• Problem statement:
Reproduce the listing below word for word, with no pictures.
══ Dataset extract ══
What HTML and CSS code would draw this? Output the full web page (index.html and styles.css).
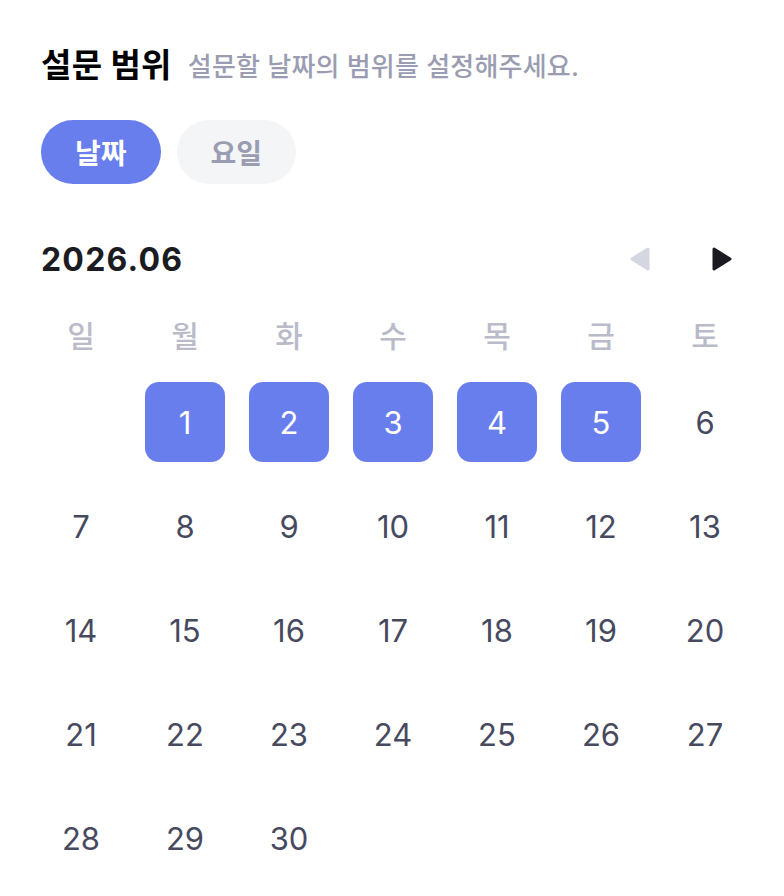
FILE: index.html
```html
<!DOCTYPE html>
<html lang="ko">
<head>
    <meta charset="UTF-8">
    <meta name="viewport" content="width=device-width, initial-scale=1.0">
    <title>설문 범위</title>
    <link rel="stylesheet" href="styles.css">
</head>
<body>
<div class="range-panel">
    <div class="title-row">
        <h2>설문 범위</h2>
        <span class="hint">설문할 날짜의 범위를 설정해주세요.</span>
    </div>

    <div class="tabs">
        <button class="tab active">날짜</button>
        <button class="tab">요일</button>
    </div>

    <div class="month-row">
        <div class="month">2026.06</div>
        <div class="month-nav">
            <button class="nav-btn disabled">
                <svg width="24" height="26" viewBox="0 0 24 26"><path d="M20 3 L4 13 L20 23 Z" fill="currentColor" stroke="currentColor" stroke-width="3" stroke-linejoin="round"/></svg>
            </button>
            <button class="nav-btn">
                <svg width="24" height="26" viewBox="0 0 24 26"><path d="M4 3 L20 13 L4 23 Z" fill="currentColor" stroke="currentColor" stroke-width="3" stroke-linejoin="round"/></svg>
            </button>
        </div>
    </div>

    <div class="weekdays">
        <div>일</div><div>월</div><div>화</div><div>수</div><div>목</div><div>금</div><div>토</div>
    </div>

    <div class="days" id="days"></div>
</div>

<script>
    // 2026년 6월: 1일이 월요일
    var selected = [1, 2, 3, 4, 5];
    var html = '<div class="day empty"></div>';
    for (var d = 1; d <= 30; d++) {
        var cls = selected.indexOf(d) >= 0 ? 'day selected' : 'day';
        html += '<div class="' + cls + '">' + d + '</div>';
    }
    document.getElementById('days').innerHTML = html;
</script>
</body>
</html>
```

FILE: styles.css
```css
body {
    margin: 0;
    background: white;
    font-family: Inter, "Noto Sans CJK KR", sans-serif;
    color: #1b1c22;
}
.range-panel {
    width: 704px;
    padding: 41px 0 0 41px;
}
.title-row {
    display: flex;
    align-items: center;
    gap: 16px;
    height: 44px;
}
.title-row h2 {
    margin: 0;
    font-size: 33px;
    font-weight: 700;
    color: #000;
    letter-spacing: 0.3px;
}
.hint {
    font-size: 26px;
    font-weight: 500;
    color: #9a9db1;
    margin-top: 3px;
    letter-spacing: 0.2px;
}
.tabs {
    display: flex;
    gap: 16px;
    margin-top: 35px;
}
.tab {
    height: 64px;
    padding: 0 34px;
    border: none;
    border-radius: 32px;
    background: #f4f5f7;
    color: #9a9db1;
    font-family: inherit;
    font-size: 28px;
    font-weight: 700;
}
.tab.active {
    background: #687eed;
    color: white;
}
.month-row {
    display: flex;
    justify-content: space-between;
    align-items: center;
    height: 40px;
    margin-top: 55px;
}
.month {
    font-size: 32px;
    font-weight: 700;
    letter-spacing: 1.2px;
}
.month-nav {
    display: flex;
    gap: 58px;
    margin-right: 11px;
}
.nav-btn {
    width: 24px;
    height: 26px;
    padding: 0;
    border: none;
    background: none;
    color: #1b1c22;
    display: flex;
}
.nav-btn.disabled {
    color: #d4d6e0;
}
.weekdays,
.days {
    display: grid;
    grid-template-columns: repeat(7, 80px);
    column-gap: 24px;
}
.weekdays {
    margin-top: 31px;
    height: 48px;
    align-items: center;
}
.weekdays div {
    text-align: center;
    font-size: 30px;
    font-weight: 500;
    color: #b9bbc9;
}
.days {
    margin-top: 24px;
    row-gap: 24px;
}
.day {
    height: 80px;
    display: flex;
    align-items: center;
    justify-content: center;
    font-size: 31px;
    color: #474a5f;
    border-radius: 14px;
}
.day.selected {
    background: #687eed;
    color: white;
}
```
═══
• The reply:
What HTML and CSS code would draw this? Output the full web page (index.html and styles.css).
FILE: index.html
```html
<!DOCTYPE html>
<html lang="ko">
<head>
    <meta charset="UTF-8">
    <meta name="viewport" content="width=device-width, initial-scale=1.0">
    <title>설문 범위</title>
    <link rel="stylesheet" href="styles.css">
</head>
<body>
<div class="range-panel">
    <div class="title-row">
        <h2>설문 범위</h2>
        <span class="hint">설문할 날짜의 범위를 설정해주세요.</span>
    </div>

    <div class="tabs">
        <button class="tab active">날짜</button>
        <button class="tab">요일</button>
    </div>

    <div class="month-row">
        <div class="month">2026.06</div>
        <div class="month-nav">
            <button class="nav-btn disabled">
                <svg width="24" height="26" viewBox="0 0 24 26"><path d="M20 3 L4 13 L20 23 Z" fill="currentColor" stroke="currentColor" stroke-width="3" stroke-linejoin="round"/></svg>
            </button>
            <button class="nav-btn">
                <svg width="24" height="26" viewBox="0 0 24 26"><path d="M4 3 L20 13 L4 23 Z" fill="currentColor" stroke="currentColor" stroke-width="3" stroke-linejoin="round"/></svg>
            </button>
        </div>
    </div>

    <div class="weekdays">
        <div>일</div><div>월</div><div>화</div><div>수</div><div>목</div><div>금</div><div>토</div>
    </div>

    <div class="days" id="days"></div>
</div>

<script>
    // 2026년 6월: 1일이 월요일
    var selected = [1, 2, 3, 4, 5];
    var html = '<div class="day empty"></div>';
    for (var d = 1; d <= 30; d++) {
        var cls = selected.indexOf(d) >= 0 ? 'day selected' : 'day';
        html += '<div class="' + cls + '">' + d + '</div>';
    }
    document.getElementById('days').innerHTML = html;
</script>
</body>
</html>
```

FILE: styles.css
```css
body {
    margin: 0;
    background: white;
    font-family: Inter, "Noto Sans CJK KR", sans-serif;
    color: #1b1c22;
}
.range-panel {
    width: 704px;
    padding: 41px 0 0 41px;
}
.title-row {
    display: flex;
    align-items: center;
    gap: 16px;
    height: 44px;
}
.title-row h2 {
    margin: 0;
    font-size: 33px;
    font-weight: 700;
    color: #000;
    letter-spacing: 0.3px;
}
.hint {
    font-size: 26px;
    font-weight: 500;
    color: #9a9db1;
    margin-top: 3px;
    letter-spacing: 0.2px;
}
.tabs {
    display: flex;
    gap: 16px;
    margin-top: 35px;
}
.tab {
    height: 64px;
    padding: 0 34px;
    border: none;
    border-radius: 32px;
    background: #f4f5f7;
    color: #9a9db1;
    font-family: inherit;
    font-size: 28px;
    font-weight: 700;
}
.tab.active {
    background: #687eed;
    color: white;
}
.month-row {
    display: flex;
    justify-content: space-between;
    align-items: center;
    height: 40px;
    margin-top: 55px;
}
.month {
    font-size: 32px;
    font-weight: 700;
    letter-spacing: 1.2px;
}
.month-nav {
    display: flex;
    gap: 58px;
    margin-right: 11px;
}
.nav-btn {
    width: 24px;
    height: 26px;
    padding: 0;
    border: none;
    background: none;
    color: #1b1c22;
    display: flex;
}
.nav-btn.disabled {
    color: #d4d6e0;
}
.weekdays,
.days {
    display: grid;
    grid-template-columns: repeat(7, 80px);
    column-gap: 24px;
}
.weekdays {
    margin-top: 31px;
    height: 48px;
    align-items: center;
}
.weekdays div {
    text-align: center;
    font-size: 30px;
    font-weight: 500;
    color: #b9bbc9;
}
.days {
    margin-top: 24px;
    row-gap: 24px;
}
.day {
    height: 80px;
    display: flex;
    align-items: center;
    justify-content: center;
    font-size: 31px;
    color: #474a5f;
    border-radius: 14px;
}
.day.selected {
    background: #687eed;
    color: white;
}
```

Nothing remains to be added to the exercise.